» Problem to work on: Give every line again exactly as it appears, please, but not the pictures.

---- Material

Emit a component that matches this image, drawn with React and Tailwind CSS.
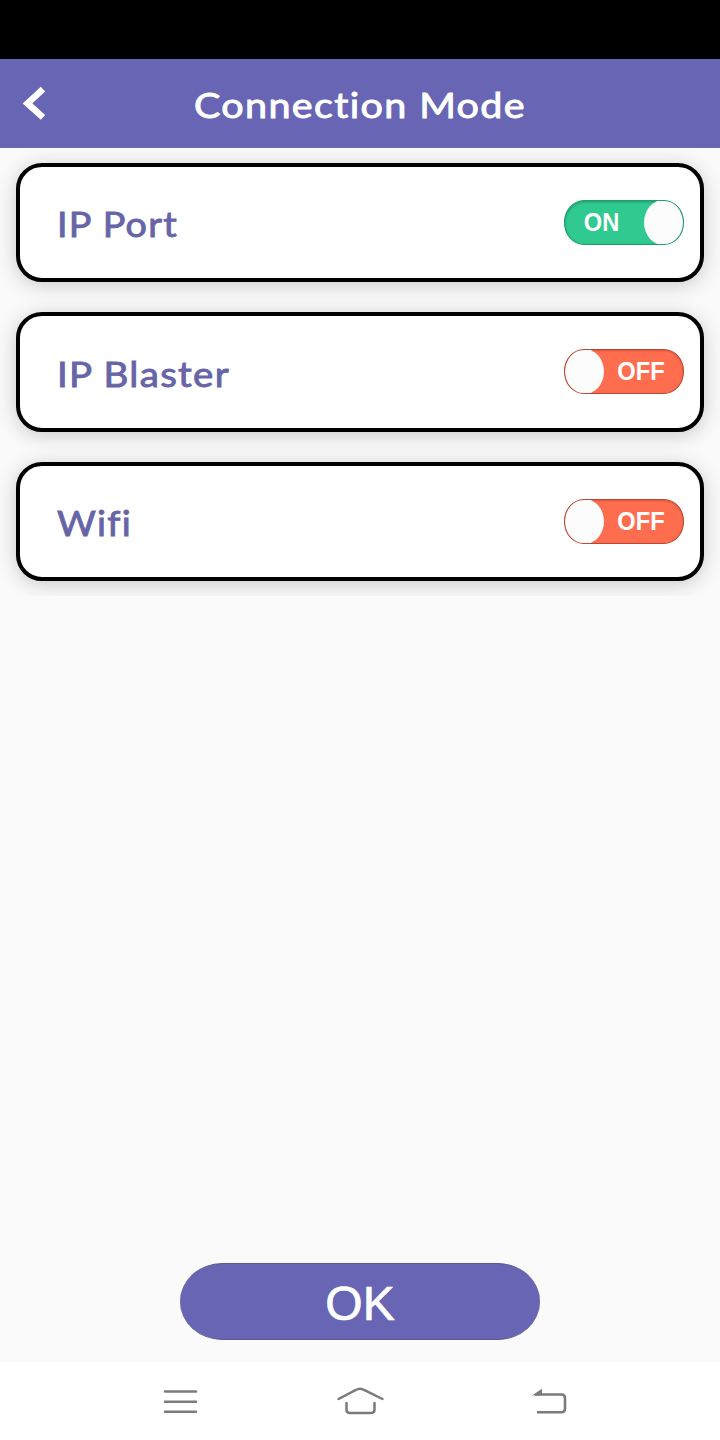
import { useState } from 'react';

const modes = [
  { id: 'port', label: 'IP Port', width: 'w-[121px]', length: 121 },
  { id: 'blaster', label: 'IP Blaster', width: 'w-[173px]', length: 173 },
  { id: 'wifi', label: 'Wifi', width: 'w-[76px]', length: 75 },
];

function Toggle({ on, onClick, label }) {
  return (
    <button
      type="button"
      role="switch"
      aria-checked={on}
      aria-label={label}
      onClick={onClick}
      className={`flex h-[45px] w-[120px] items-center overflow-hidden rounded-[20px/22px] border text-[26px] font-bold text-white ${
        on
          ? 'flex-row border-[#259c70] bg-[#30ca90] shadow-[inset_0_1px_3px_#1c9666]'
          : 'flex-row-reverse border-[#b64a38] bg-[#ff6d4f] shadow-[inset_0_1px_2px_#d9543b]'
      }`}
    >
      <span className="flex flex-1 justify-center">
        <span className="-translate-x-[3px] scale-x-[0.91]">{on ? 'ON' : 'OFF'}</span>
      </span>
      <span className="h-[45px] w-[39px] shrink-0 rounded-[50%] bg-[#fcfcfc]" />
    </button>
  );
}

export default function App() {
  const [active, setActive] = useState('port');

  return (
    <div className="flex h-[1440px] w-[720px] flex-col bg-[#fafafa] font-['Liberation_Sans',sans-serif]">
      {/* Status bar */}
      <div className="h-[59px] shrink-0 bg-black" />

      {/* Header */}
      <header className="flex h-[89px] shrink-0 items-center border-b border-[#6d6ba4] bg-[#6866b4] text-white">
        <button type="button" aria-label="Back" className="ml-[22px] w-[26px]">
          <svg width="26" height="34" viewBox="0 0 26 34" fill="none">
            <path d="M21 3.2 5.5 17.4 21 31.4" stroke="currentColor" strokeWidth="6.5" />
          </svg>
        </button>
        <h1 className="mr-12 flex flex-1 justify-center pt-[3px] font-['Lato',sans-serif] text-[35px] leading-none font-normal">
          <svg width="336" height="44" viewBox="0 0 336 44" className="overflow-visible">
            <text
              x="2"
              y="35"
              textLength="332"
              lengthAdjust="spacingAndGlyphs"
              fill="currentColor"
              stroke="currentColor"
              strokeWidth="0.9"
              className="tracking-[1.2px]"
            >
              Connection Mode
            </text>
          </svg>
        </h1>
      </header>

      {/* Connection modes */}
      <main className="flex h-[448px] shrink-0 flex-col gap-[30px] overflow-hidden px-4 pt-[14.5px]">
        {modes.map((mode) => (
          <div
            key={mode.id}
            className="flex h-[119.5px] shrink-0 items-center justify-between rounded-[26px] border-4 border-black bg-white pr-4 pl-[37px] shadow-[0_3px_20px_rgba(0,0,0,0.2)]"
          >
            <span className="font-['Lato',sans-serif] text-[35px] font-normal text-[#6765a7]">
              <svg height="44" className={`${mode.width} overflow-visible`}>
                <text
                  x="0"
                  y="37"
                  textLength={mode.length}
                  lengthAdjust="spacingAndGlyphs"
                  fill="currentColor"
                  stroke="currentColor"
                  strokeWidth="0.9"
                  className="tracking-[1.2px]"
                >
                  {mode.label}
                </text>
              </svg>
            </span>
            <Toggle on={active === mode.id} label={mode.label} onClick={() => setActive(mode.id)} />
          </div>
        ))}
      </main>

      {/* Confirm */}
      <div className="mt-auto flex justify-center pb-[22px]">
        <button
          type="button"
          className="flex h-[77px] w-[360px] items-center justify-center rounded-[43px/39px] border-y border-[#5a5793] bg-[#6866b4] pt-[5px] text-[48px] text-white"
        >
          <span className="[-webkit-text-stroke:0.7px_white]">OK</span>
        </button>
      </div>

      {/* Navigation bar */}
      <nav className="flex h-[78px] shrink-0 items-center bg-white pl-[162px] text-[#7b7b7b]">
        <svg width="38" height="30" viewBox="0 0 38 30" fill="none" stroke="currentColor" strokeWidth="2.6" strokeLinecap="round">
          <path d="M3 5.5h31M3 15.7h31M3 25.8h31" />
        </svg>
        <svg className="ml-[135px]" width="50" height="30" viewBox="0 0 50 30" fill="none" stroke="currentColor" strokeWidth="2.5" strokeLinecap="round" strokeLinejoin="round">
          <path d="M3.5 13 20.5 4.2q4.5-2.7 9 0L47.5 13" />
          <path d="M11.5 17v6.5q0 3.5 3.5 3.5h21q3.5 0 3.5-3.5v-6.5" />
        </svg>
        <svg className="ml-[146px]" width="38" height="30" viewBox="0 0 38 30" fill="none" stroke="currentColor" strokeWidth="2.6">
          <path d="M4 8.5h26.5q3.5 0 3.5 3.5v10.5q0 3.8-3.5 3.8H6" />
          <path d="M1 9.5 11 2.7v6.5Z" fill="currentColor" stroke="none" />
        </svg>
      </nav>
    </div>
  );
}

--------

» Response:
Emit a component that matches this image, drawn with React and Tailwind CSS.
import { useState } from 'react';

const modes = [
  { id: 'port', label: 'IP Port', width: 'w-[121px]', length: 121 },
  { id: 'blaster', label: 'IP Blaster', width: 'w-[173px]', length: 173 },
  { id: 'wifi', label: 'Wifi', width: 'w-[76px]', length: 75 },
];

function Toggle({ on, onClick, label }) {
  return (
    <button
      type="button"
      role="switch"
      aria-checked={on}
      aria-label={label}
      onClick={onClick}
      className={`flex h-[45px] w-[120px] items-center overflow-hidden rounded-[20px/22px] border text-[26px] font-bold text-white ${
        on
          ? 'flex-row border-[#259c70] bg-[#30ca90] shadow-[inset_0_1px_3px_#1c9666]'
          : 'flex-row-reverse border-[#b64a38] bg-[#ff6d4f] shadow-[inset_0_1px_2px_#d9543b]'
      }`}
    >
      <span className="flex flex-1 justify-center">
        <span className="-translate-x-[3px] scale-x-[0.91]">{on ? 'ON' : 'OFF'}</span>
      </span>
      <span className="h-[45px] w-[39px] shrink-0 rounded-[50%] bg-[#fcfcfc]" />
    </button>
  );
}

export default function App() {
  const [active, setActive] = useState('port');

  return (
    <div className="flex h-[1440px] w-[720px] flex-col bg-[#fafafa] font-['Liberation_Sans',sans-serif]">
      {/* Status bar */}
      <div className="h-[59px] shrink-0 bg-black" />

      {/* Header */}
      <header className="flex h-[89px] shrink-0 items-center border-b border-[#6d6ba4] bg-[#6866b4] text-white">
        <button type="button" aria-label="Back" className="ml-[22px] w-[26px]">
          <svg width="26" height="34" viewBox="0 0 26 34" fill="none">
            <path d="M21 3.2 5.5 17.4 21 31.4" stroke="currentColor" strokeWidth="6.5" />
          </svg>
        </button>
        <h1 className="mr-12 flex flex-1 justify-center pt-[3px] font-['Lato',sans-serif] text-[35px] leading-none font-normal">
          <svg width="336" height="44" viewBox="0 0 336 44" className="overflow-visible">
            <text
              x="2"
              y="35"
              textLength="332"
              lengthAdjust="spacingAndGlyphs"
              fill="currentColor"
              stroke="currentColor"
              strokeWidth="0.9"
              className="tracking-[1.2px]"
            >
              Connection Mode
            </text>
          </svg>
        </h1>
      </header>

      {/* Connection modes */}
      <main className="flex h-[448px] shrink-0 flex-col gap-[30px] overflow-hidden px-4 pt-[14.5px]">
        {modes.map((mode) => (
          <div
            key={mode.id}
            className="flex h-[119.5px] shrink-0 items-center justify-between rounded-[26px] border-4 border-black bg-white pr-4 pl-[37px] shadow-[0_3px_20px_rgba(0,0,0,0.2)]"
          >
            <span className="font-['Lato',sans-serif] text-[35px] font-normal text-[#6765a7]">
              <svg height="44" className={`${mode.width} overflow-visible`}>
                <text
                  x="0"
                  y="37"
                  textLength={mode.length}
                  lengthAdjust="spacingAndGlyphs"
                  fill="currentColor"
                  stroke="currentColor"
                  strokeWidth="0.9"
                  className="tracking-[1.2px]"
                >
                  {mode.label}
                </text>
              </svg>
            </span>
            <Toggle on={active === mode.id} label={mode.label} onClick={() => setActive(mode.id)} />
          </div>
        ))}
      </main>

      {/* Confirm */}
      <div className="mt-auto flex justify-center pb-[22px]">
        <button
          type="button"
          className="flex h-[77px] w-[360px] items-center justify-center rounded-[43px/39px] border-y border-[#5a5793] bg-[#6866b4] pt-[5px] text-[48px] text-white"
        >
          <span className="[-webkit-text-stroke:0.7px_white]">OK</span>
        </button>
      </div>

      {/* Navigation bar */}
      <nav className="flex h-[78px] shrink-0 items-center bg-white pl-[162px] text-[#7b7b7b]">
        <svg width="38" height="30" viewBox="0 0 38 30" fill="none" stroke="currentColor" strokeWidth="2.6" strokeLinecap="round">
          <path d="M3 5.5h31M3 15.7h31M3 25.8h31" />
        </svg>
        <svg className="ml-[135px]" width="50" height="30" viewBox="0 0 50 30" fill="none" stroke="currentColor" strokeWidth="2.5" strokeLinecap="round" strokeLinejoin="round">
          <path d="M3.5 13 20.5 4.2q4.5-2.7 9 0L47.5 13" />
          <path d="M11.5 17v6.5q0 3.5 3.5 3.5h21q3.5 0 3.5-3.5v-6.5" />
        </svg>
        <svg className="ml-[146px]" width="38" height="30" viewBox="0 0 38 30" fill="none" stroke="currentColor" strokeWidth="2.6">
          <path d="M4 8.5h26.5q3.5 0 3.5 3.5v10.5q0 3.8-3.5 3.8H6" />
          <path d="M1 9.5 11 2.7v6.5Z" fill="currentColor" stroke="none" />
        </svg>
      </nav>
    </div>
  );
}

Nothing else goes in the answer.